[Data entries]
--------------------------------

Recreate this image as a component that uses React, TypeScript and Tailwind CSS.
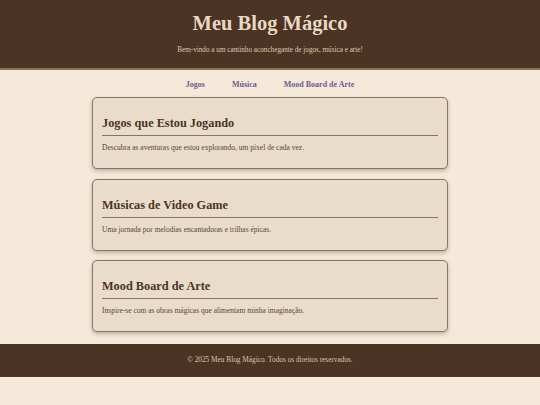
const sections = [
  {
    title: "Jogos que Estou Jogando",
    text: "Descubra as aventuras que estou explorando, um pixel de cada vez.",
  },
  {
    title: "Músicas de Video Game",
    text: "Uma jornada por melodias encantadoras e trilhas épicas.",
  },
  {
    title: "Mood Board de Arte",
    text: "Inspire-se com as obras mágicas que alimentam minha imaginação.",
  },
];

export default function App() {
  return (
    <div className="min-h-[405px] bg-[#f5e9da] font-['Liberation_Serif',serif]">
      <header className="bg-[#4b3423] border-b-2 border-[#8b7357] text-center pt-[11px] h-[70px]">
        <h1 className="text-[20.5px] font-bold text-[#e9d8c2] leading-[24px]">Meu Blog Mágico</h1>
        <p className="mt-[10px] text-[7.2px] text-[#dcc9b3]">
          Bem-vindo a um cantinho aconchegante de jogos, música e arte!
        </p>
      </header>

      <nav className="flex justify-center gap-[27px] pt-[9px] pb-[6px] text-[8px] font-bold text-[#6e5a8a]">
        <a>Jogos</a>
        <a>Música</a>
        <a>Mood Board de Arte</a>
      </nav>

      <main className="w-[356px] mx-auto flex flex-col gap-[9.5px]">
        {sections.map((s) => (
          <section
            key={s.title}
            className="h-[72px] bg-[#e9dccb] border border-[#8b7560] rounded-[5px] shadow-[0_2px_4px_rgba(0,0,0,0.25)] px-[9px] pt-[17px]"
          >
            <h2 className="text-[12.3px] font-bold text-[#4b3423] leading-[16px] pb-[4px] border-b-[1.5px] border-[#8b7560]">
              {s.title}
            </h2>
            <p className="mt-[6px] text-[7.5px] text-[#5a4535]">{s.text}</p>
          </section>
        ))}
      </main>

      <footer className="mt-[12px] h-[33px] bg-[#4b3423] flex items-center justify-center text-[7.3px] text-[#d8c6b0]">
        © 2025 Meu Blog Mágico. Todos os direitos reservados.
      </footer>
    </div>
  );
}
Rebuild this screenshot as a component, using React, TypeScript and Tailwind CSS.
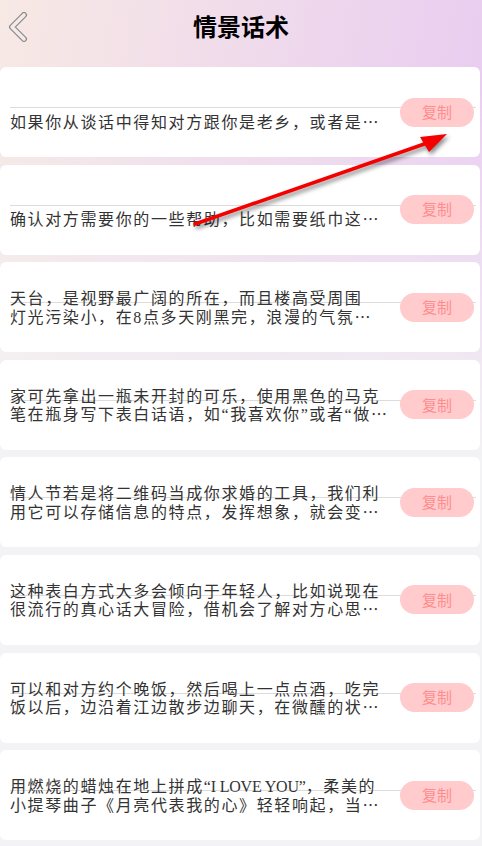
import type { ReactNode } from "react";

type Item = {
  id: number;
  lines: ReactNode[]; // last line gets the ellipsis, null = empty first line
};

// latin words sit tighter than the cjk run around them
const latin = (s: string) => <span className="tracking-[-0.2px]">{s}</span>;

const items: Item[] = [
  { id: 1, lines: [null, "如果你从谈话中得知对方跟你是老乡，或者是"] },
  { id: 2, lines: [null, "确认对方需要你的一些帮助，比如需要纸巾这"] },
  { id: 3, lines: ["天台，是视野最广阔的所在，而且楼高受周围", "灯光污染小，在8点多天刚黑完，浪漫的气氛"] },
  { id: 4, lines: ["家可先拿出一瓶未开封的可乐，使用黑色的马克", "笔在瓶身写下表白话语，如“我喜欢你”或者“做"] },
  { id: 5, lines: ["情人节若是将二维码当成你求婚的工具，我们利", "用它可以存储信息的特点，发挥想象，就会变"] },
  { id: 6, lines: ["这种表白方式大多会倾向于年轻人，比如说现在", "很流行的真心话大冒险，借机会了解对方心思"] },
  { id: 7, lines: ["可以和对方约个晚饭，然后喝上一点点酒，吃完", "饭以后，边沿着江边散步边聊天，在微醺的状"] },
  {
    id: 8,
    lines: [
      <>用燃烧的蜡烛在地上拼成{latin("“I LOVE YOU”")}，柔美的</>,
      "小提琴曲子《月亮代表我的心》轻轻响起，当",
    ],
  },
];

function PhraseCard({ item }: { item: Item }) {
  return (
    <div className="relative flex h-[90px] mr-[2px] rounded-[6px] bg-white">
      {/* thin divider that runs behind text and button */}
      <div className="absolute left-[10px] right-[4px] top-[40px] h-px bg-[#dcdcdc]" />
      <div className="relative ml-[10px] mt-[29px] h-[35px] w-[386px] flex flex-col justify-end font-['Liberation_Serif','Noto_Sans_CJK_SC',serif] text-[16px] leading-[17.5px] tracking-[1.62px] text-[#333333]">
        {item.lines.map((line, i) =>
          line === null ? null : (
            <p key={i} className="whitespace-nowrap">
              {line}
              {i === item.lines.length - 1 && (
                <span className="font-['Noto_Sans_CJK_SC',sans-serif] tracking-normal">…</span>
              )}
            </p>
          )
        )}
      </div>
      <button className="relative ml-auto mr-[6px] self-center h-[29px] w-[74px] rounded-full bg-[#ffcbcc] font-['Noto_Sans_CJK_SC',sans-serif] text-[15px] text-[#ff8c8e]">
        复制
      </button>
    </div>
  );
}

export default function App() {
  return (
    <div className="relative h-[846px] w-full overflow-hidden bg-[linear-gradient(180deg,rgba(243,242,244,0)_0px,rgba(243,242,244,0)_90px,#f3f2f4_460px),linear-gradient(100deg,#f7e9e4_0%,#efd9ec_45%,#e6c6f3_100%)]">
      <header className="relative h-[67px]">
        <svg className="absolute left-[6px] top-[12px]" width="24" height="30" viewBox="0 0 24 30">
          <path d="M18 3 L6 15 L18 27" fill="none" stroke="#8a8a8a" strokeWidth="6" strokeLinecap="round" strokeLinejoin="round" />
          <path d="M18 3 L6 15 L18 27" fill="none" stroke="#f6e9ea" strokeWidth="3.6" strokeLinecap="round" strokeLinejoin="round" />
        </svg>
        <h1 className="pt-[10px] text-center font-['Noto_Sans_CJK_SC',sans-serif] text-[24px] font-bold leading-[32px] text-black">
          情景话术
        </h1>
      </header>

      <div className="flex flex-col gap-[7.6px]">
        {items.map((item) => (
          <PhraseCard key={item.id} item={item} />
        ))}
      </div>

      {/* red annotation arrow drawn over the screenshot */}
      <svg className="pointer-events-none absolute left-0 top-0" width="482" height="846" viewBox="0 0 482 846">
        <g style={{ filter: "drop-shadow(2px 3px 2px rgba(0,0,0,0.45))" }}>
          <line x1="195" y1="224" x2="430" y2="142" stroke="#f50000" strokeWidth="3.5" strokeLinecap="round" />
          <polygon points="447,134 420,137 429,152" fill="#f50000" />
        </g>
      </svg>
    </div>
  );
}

--------------------------------

→ **Exercise aim**
Going through the lines above one by one, tally those with the word "that" and give only the total.

→ **Response to the exercise**
2